Al otorgarla a Pedro, la autoridad no la recibe un individuo solamente sino una comunidad congregada alrededor de la confesión de fe en Jesús. Este nuevo pueblo tiene líderes de todas clases que orientan el caminar desde el ejemplo del amor y el servicio, lo que determina el pensar y el actuar de la comunidad cristiana (o en palabras más técnicas, la ortodoxia y la ortopraxis): al confesar que Jesús es el mesías, Hijo del Dios vivo, se está afirmando que sus enseñanzas y sus acciones tienen una validez y sentido normativo en la vida de todos sus seguidores. Del mismo modo, se está afirmando que la vida de los discípulos de Jesús es una continuación de su ministerio salvífico a través del amor, el servicio y la reconciliación. Al respecto, el apóstol Juan dice en su primera carta:

El que dice que está unido a Dios, debe vivir como vivió Jesucristo.” (1Juan 2:6)

Así, la autoridad surge también de la coherencia. 

Pues en virtud del bautismo, por el cual todos somos hechos hijos e hijas de Dios, cada uno, en una medida particular, recibe también la autoridad para enseñar (con palabras y obras), para congregar (invitar a los otros a servir y amar) y reconciliar (liberar a los otros de la carga de la culpa o instaurar justicia especialmente hacia los más vulnerables).

Y aquí viene lo que yo encuentro interesante. Ya sabemos de sobra que en la comunidad cristiana hay ciertos roles importantes. Por ejemplo, entre los católicos, el presbítero o sacerdote recibe, en el ministerio de la reconciliación, la autoridad para perdonar en el nombre de Jesús. Que los obispos, por virtud de su posición entre los hermanos, reciben la autoridad de enseñar, además de la responsabilidad (y el reto) de hacer vida esas enseñanzas.

¿Y qué responsabilidad recibe el resto de los cristianos? Pues en virtud del bautismo, por el cual todos somos hechos hijos e hijas de Dios, cada uno, en una medida particular, recibe también la autoridad para enseñar (con palabras y obras), para congregar (invitar a los otros a servir y amar) y reconciliar (liberar a los otros de la carga de la culpa o instaurar justicia especialmente hacia los más vulnerables). Si la presencia del Señor está donde dos o tres se reúnen en su nombre, la posibilidad de ejercer esta autoridad es infinita.
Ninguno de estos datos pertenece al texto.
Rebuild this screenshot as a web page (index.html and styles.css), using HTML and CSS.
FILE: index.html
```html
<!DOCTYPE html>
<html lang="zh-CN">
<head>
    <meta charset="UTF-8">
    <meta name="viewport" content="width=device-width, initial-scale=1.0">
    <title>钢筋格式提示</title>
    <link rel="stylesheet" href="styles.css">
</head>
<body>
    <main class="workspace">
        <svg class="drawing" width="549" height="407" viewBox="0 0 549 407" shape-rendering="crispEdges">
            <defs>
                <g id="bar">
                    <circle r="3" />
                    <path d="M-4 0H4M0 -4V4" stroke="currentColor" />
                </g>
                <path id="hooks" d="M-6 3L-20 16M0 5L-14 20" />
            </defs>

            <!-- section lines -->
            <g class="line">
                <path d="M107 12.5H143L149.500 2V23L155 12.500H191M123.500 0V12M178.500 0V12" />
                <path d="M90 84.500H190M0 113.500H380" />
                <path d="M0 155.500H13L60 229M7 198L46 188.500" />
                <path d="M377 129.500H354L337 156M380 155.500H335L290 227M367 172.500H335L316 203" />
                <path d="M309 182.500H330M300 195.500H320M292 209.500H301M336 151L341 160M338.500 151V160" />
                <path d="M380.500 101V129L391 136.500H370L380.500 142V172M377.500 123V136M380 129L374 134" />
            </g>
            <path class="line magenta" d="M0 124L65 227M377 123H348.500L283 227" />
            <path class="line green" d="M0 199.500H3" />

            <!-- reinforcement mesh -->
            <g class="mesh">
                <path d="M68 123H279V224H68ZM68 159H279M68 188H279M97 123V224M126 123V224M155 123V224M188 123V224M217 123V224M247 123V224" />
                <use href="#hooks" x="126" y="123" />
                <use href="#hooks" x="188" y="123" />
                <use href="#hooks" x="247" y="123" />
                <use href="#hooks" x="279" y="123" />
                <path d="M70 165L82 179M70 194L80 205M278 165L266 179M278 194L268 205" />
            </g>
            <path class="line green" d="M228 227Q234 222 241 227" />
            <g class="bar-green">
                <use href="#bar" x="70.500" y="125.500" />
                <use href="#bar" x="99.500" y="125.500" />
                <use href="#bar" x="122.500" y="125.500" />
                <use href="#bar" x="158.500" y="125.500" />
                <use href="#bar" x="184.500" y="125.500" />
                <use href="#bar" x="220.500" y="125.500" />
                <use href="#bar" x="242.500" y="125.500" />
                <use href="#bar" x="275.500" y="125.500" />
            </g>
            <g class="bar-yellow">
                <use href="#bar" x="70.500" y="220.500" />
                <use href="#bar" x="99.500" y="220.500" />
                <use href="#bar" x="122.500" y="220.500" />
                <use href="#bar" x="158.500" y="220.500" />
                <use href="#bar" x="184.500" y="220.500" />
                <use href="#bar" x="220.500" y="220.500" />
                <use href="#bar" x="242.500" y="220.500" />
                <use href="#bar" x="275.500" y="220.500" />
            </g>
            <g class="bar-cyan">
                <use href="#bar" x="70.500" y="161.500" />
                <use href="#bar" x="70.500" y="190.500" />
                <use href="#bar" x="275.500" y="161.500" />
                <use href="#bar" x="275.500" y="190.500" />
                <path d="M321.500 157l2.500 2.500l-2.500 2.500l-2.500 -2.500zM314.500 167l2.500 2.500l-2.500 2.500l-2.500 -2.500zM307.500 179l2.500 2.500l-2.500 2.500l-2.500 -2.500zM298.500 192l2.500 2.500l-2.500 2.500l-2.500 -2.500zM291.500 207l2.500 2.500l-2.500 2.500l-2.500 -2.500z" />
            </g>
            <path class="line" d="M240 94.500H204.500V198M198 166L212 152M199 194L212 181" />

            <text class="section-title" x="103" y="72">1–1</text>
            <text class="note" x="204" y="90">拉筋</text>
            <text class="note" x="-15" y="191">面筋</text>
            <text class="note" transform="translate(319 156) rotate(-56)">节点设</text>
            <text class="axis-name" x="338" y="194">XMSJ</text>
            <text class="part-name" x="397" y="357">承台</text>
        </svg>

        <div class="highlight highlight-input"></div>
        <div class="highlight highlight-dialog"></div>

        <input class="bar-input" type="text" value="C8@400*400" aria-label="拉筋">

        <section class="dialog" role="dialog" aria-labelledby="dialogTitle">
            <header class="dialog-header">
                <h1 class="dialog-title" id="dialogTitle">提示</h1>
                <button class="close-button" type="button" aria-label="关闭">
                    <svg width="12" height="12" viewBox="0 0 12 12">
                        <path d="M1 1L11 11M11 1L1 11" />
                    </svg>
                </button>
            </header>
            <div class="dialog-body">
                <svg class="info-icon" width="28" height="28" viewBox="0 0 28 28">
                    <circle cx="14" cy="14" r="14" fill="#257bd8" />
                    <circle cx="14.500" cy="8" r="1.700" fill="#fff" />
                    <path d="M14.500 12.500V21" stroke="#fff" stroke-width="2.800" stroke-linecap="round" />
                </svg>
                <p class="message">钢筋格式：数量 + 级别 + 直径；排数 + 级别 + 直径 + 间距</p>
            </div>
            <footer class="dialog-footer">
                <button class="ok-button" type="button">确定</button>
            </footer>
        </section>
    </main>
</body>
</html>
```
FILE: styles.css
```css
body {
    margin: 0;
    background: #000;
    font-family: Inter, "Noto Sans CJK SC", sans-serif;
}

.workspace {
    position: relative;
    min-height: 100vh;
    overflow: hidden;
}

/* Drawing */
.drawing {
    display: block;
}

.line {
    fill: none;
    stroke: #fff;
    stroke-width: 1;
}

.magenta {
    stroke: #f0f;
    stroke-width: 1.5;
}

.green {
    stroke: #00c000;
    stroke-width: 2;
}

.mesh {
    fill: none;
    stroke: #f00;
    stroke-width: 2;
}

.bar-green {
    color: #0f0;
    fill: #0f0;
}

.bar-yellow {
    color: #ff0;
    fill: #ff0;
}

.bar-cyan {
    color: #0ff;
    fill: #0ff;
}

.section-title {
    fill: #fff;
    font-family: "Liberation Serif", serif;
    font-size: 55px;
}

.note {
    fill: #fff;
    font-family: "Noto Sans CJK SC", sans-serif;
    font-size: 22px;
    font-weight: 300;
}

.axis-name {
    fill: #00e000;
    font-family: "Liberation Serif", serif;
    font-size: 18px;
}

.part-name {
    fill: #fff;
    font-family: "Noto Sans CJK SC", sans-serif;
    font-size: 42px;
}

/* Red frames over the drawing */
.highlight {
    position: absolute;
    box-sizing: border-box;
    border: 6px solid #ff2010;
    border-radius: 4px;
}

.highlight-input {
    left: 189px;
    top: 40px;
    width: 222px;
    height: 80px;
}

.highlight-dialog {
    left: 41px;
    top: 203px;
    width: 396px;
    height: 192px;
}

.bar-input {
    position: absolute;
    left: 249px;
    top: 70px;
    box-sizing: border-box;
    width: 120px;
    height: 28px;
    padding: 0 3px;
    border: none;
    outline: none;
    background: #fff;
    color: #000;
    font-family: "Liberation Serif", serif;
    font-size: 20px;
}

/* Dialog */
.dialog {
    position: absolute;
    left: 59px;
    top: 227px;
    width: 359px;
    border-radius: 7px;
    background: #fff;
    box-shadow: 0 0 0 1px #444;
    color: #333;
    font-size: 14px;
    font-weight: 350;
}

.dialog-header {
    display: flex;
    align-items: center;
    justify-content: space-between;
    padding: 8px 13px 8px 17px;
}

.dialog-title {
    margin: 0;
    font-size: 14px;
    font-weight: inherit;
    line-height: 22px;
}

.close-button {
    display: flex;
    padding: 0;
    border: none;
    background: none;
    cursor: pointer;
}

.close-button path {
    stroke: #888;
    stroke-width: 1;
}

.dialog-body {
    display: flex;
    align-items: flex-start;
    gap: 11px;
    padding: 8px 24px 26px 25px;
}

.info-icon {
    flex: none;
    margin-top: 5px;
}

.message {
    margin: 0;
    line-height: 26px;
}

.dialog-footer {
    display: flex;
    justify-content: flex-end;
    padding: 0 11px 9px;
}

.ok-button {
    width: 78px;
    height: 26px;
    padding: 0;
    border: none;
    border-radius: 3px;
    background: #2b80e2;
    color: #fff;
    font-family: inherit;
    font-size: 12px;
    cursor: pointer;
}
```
Cada uno, en su propia casa, con sus amigos, con sus familiares, puede cultivar este ministerio que se extiende más allá de los cargos o funciones eclesiales

La expresión “atar y desatar” tiene una connotación jurídica, pero se amplía más allá de lo que los ministros ordenados podemos hacer: se enseña para orientar a otros, para abrirles nuevos mundos, para ampliar el horizonte de la existencia. Se congrega para vivir en comunión, para caminar juntos y alivianar las cargas de la vida. Se reconcilia para vivir de manera concreta el amor de Dios en la libertad que nos da el Espíritu. San Pablo, en su carta a los tesalonicenses, recuerda esa autoridad vivida desde las virtudes teologales: fe, esperanza y amor, tres faros que iluminan el ejercicio eclesial de atar y desatar:

Continuamente recordamos qué activa ha sido su fe, qué servicial su amor, y qué fuerte en los sufrimientos su esperanza en nuestro Señor Jesucristo, delante de nuestro Dios y Padre” (1 Tes 1:3)
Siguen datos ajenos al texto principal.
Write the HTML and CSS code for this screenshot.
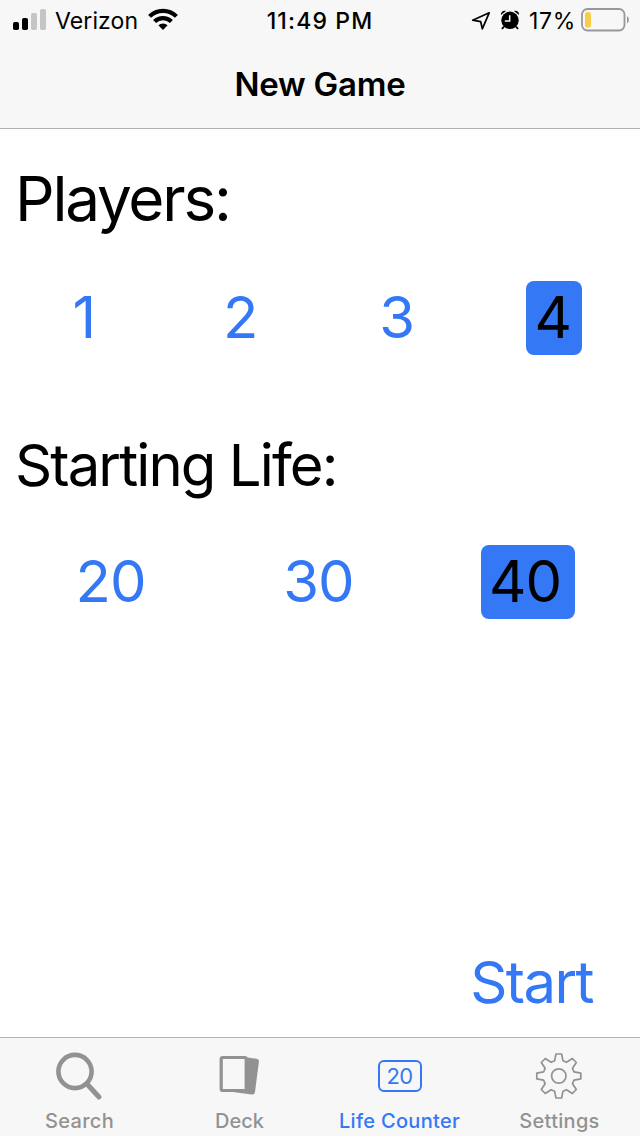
FILE: index.html
```html
<!DOCTYPE html>
<html lang="en">
<head>
<meta charset="utf-8">
<title>New Game</title>
<link rel="stylesheet" href="styles.css">
</head>
<body>
<div class="screen">
  <header class="top">
    <div class="status">
      <div class="status-left">
        <svg class="signal" width="34" height="22" viewBox="0 0 34 22">
          <rect x="0" y="13" width="6" height="8" rx="1.8" fill="#000"/>
          <rect x="9" y="9" width="6" height="12" rx="1.8" fill="#000"/>
          <rect x="18" y="4" width="6" height="17" rx="1.8" fill="#c5c5c6"/>
          <rect x="27" y="0" width="6" height="21" rx="1.8" fill="#c5c5c6"/>
        </svg>
        <span class="carrier">Verizon</span>
        <svg class="wifi" width="30" height="23" viewBox="0 0 30 23">
          <g fill="none" stroke="#000" stroke-width="4.2">
            <path d="M1.6 8.4a18.8 18.8 0 0 1 26.8 0"/>
            <path d="M6.6 13.6a12 12 0 0 1 16.8 0"/>
          </g>
          <path d="M15 22l-4.6-4.7a6.6 6.6 0 0 1 9.2 0z" fill="#000"/>
        </svg>
      </div>
      <span class="clock">11:49 PM</span>
      <div class="status-right">
        <svg class="location" width="20" height="20" viewBox="0 0 20 20">
          <path d="M1.700 9.200L18.200 1.800L11.300 17.800L9.700 10.700Z" fill="none" stroke="#000" stroke-width="1.7" stroke-linejoin="round"/>
        </svg>
        <svg class="alarm" width="20" height="20" viewBox="0 0 20 20">
          <circle cx="10" cy="10.300" r="8.700"/>
          <path d="M1 5C.6 2.200 3.200 -.2 6 .9ZM19 5C19.400 2.200 16.800 -.2 14 .9Z"/>
          <path d="M4 16.500L2 19M16 16.500L18 19" stroke="#000" stroke-width="2"/>
          <path d="M9.700 5.200v5.900H4.800" fill="none" stroke="#f7f7f7" stroke-width="1.500"/>
        </svg>
        <span class="percent">17%</span>
        <svg class="battery" width="49" height="24" viewBox="0 0 49 24">
          <rect x="1" y="1" width="42.5" height="21.5" rx="5.5" fill="none" stroke="#98989a" stroke-width="1.8"/>
          <path d="M46 8.3c2.6 1.3 2.6 5.700 0 7z" fill="#98989a"/>
          <rect x="4" y="4" width="6" height="15.500" rx="2.6" fill="#f7ce46"/>
        </svg>
      </div>
    </div>
    <h1 class="title">New Game</h1>
  </header>
  <main class="content">
    <h2 class="label players">Players:</h2>
    <div class="options four">
      <button class="option">1</button>
      <button class="option">2</button>
      <button class="option">3</button>
      <button class="option selected">4</button>
    </div>
    <h2 class="label life">Starting Life:</h2>
    <div class="options three">
      <button class="option">20</button>
      <button class="option">30</button>
      <button class="option selected">40</button>
    </div>
    <button class="start">Start</button>
  </main>
  <nav class="tabs">
    <a class="tab">
      <svg class="tab-icon" width="50" height="50" viewBox="0 0 50 50">
        <circle cx="20" cy="20.500" r="16.600" fill="none" stroke="#929292" stroke-width="4.600"/>
        <path d="M32 33L44 46" stroke="#929292" stroke-width="5" stroke-linecap="round"/>
      </svg>
      <span class="tab-label">Search</span>
    </a>
    <a class="tab">
      <svg class="tab-icon" width="50" height="50" viewBox="0 0 50 50">
        <path d="M32 6.300L42.500 7.700Q45.300 8.100 44.900 10.800L41 41Q40.500 44 37.600 43.500L15 40.500Z" fill="#929292"/>
        <rect x="7.200" y="6.500" width="25" height="33" rx="1.500" fill="#f7f7f7" stroke="#929292" stroke-width="3.200"/>
      </svg>
      <span class="tab-label deck">Deck</span>
    </a>
    <a class="tab active">
      <span class="tab-icon"><span class="life-icon">20</span></span>
      <span class="tab-label counter">Life Counter</span>
    </a>
    <a class="tab">
      <svg class="tab-icon" width="50" height="50" viewBox="0 0 50 50">
        <g transform="translate(-.7 .5)" fill="none" stroke="#929292" stroke-width="1.700" stroke-linejoin="round">
          <path d="M21.700 2.500H27.300L28.700 9.300L32.200 10.800L38 7L42 11L38.200 16.800L39.700 20.300L46.500 21.700V27.300L39.700 28.700L38.200 32.200L42 38L38 42L32.200 38.200L28.700 39.700L27.300 46.500H21.700L20.300 39.700L16.800 38.200L11 42L7 38L10.800 32.200L9.300 28.700L2.500 27.300V21.700L9.300 20.300L10.800 16.800L7 11L11 7L16.800 10.800L20.300 9.300Z"/>
          <circle cx="24.500" cy="24.500" r="7.200"/>
        </g>
      </svg>
      <span class="tab-label">Settings</span>
    </a>
  </nav>
</div>
</body>
</html>
```
FILE: styles.css
```css
* { box-sizing: border-box; }
body {
  margin: 0;
  font-family: Inter, "Liberation Sans", sans-serif;
  color: #000;
  background: #fff;
}
button {
  border: 0;
  padding: 0;
  background: none;
  font: inherit;
  color: #3478f6;
}
svg { display: block; flex: none; }
.screen {
  width: 640px;
  height: 1136px;
  display: flex;
  flex-direction: column;
  overflow: hidden;
}
.top {
  height: 129px;
  background: #f7f7f7;
  border-bottom: 1px solid #b2b2b2;
}
.status {
  height: 40px;
  display: grid;
  grid-template-columns: 220px 200px 220px;
  font-size: 23px;
  line-height: 40px;
  white-space: nowrap;
}
.status-left { display: flex; padding-left: 13px; }
.signal { margin-top: 9px; }
.carrier { margin-left: 8px; width: 93px; letter-spacing: 0.1px; padding-top: 1px; }
.wifi { margin-top: 8px; }
.clock { text-align: center; font-weight: 500; padding-top: 1px; letter-spacing: 1.15px; }
.status-right { display: flex; padding-left: 51px; }
.location { margin-top: 11px; }
.alarm { margin: 10px 0 0 9px; }
.percent { margin-left: 9px; width: 52px; padding-top: 1px; letter-spacing: 0.7px; }
.battery { margin-top: 8px; }
.title {
  margin: 0;
  font-size: 33px;
  font-weight: 600;
  line-height: 88px;
  text-align: center;
  letter-spacing: -0.25px;
}
.content {
  height: 908px;
  padding-top: 33px;
  display: flex;
  flex-direction: column;
}
.label {
  margin: 0 0 0 15px;
  font-weight: 400;
  line-height: 74px;
  white-space: nowrap;
}
.players { font-size: 62px; letter-spacing: -2.2px; }
.life { font-size: 58px; margin-top: 73px; letter-spacing: -1.9px; }
.options {
  display: grid;
  justify-items: center;
  font-size: 58px;
}
.four { grid-template-columns: repeat(4, 156.5px); margin: 45px 0 0 6px; }
.three { grid-template-columns: repeat(3, 208px); margin: 43px 0 0 8px; }
.option {
  height: 74px;
  line-height: 73px;
  padding-bottom: 1px;
}
.three .option { letter-spacing: -1px; padding-right: 3px; }
.selected {
  background: #3478f6;
  color: #000;
  border-radius: 8px;
}
.four .selected { width: 56px; padding-right: 1px; }
.three .selected { width: 94px; padding-right: 6px; }
.start {
  margin: auto 47px 18px auto;
  font-size: 58px;
  line-height: 74px;
  letter-spacing: -1.6px;
}
.tabs {
  height: 99px;
  background: #f7f7f7;
  border-top: 1px solid #b2b2b2;
  display: grid;
  grid-template-columns: 159px 160px 161px 159px;
  color: #929292;
}
.tab {
  display: flex;
  flex-direction: column;
  align-items: center;
  padding-top: 13px;
}
.tab-icon { width: 50px; height: 50px; display: flex; justify-content: center; }
.tab-label {
  font-size: 20px;
  font-weight: 500;
  line-height: 24px;
  margin-top: 8px;
  letter-spacing: 0.3px;
  white-space: nowrap;
}
.deck { letter-spacing: 0; padding-left: 1px; }
.active { color: #3478f6; }
.life-icon {
  flex: none;
  width: 44px;
  height: 32px;
  margin-top: 9px;
  border: 2px solid #3478f6;
  border-radius: 6px;
  font-size: 22px;
  line-height: 28px;
  text-align: center;
  letter-spacing: -0.6px;
}
```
Usted como madre o padre, como hermano o hermana, como maestro o empleado, participa, por virtud de su bautismo, en este precioso ministerio que Jesús confió en manos de su comunidad de amigos y seguidores.  No se trata de imponer una carga sobre los otros o ganar ciertos privilegios, sino para que el servicio al que usted y yo estamos llamados a ofrecer al mundo, sea más concreto y efectivo.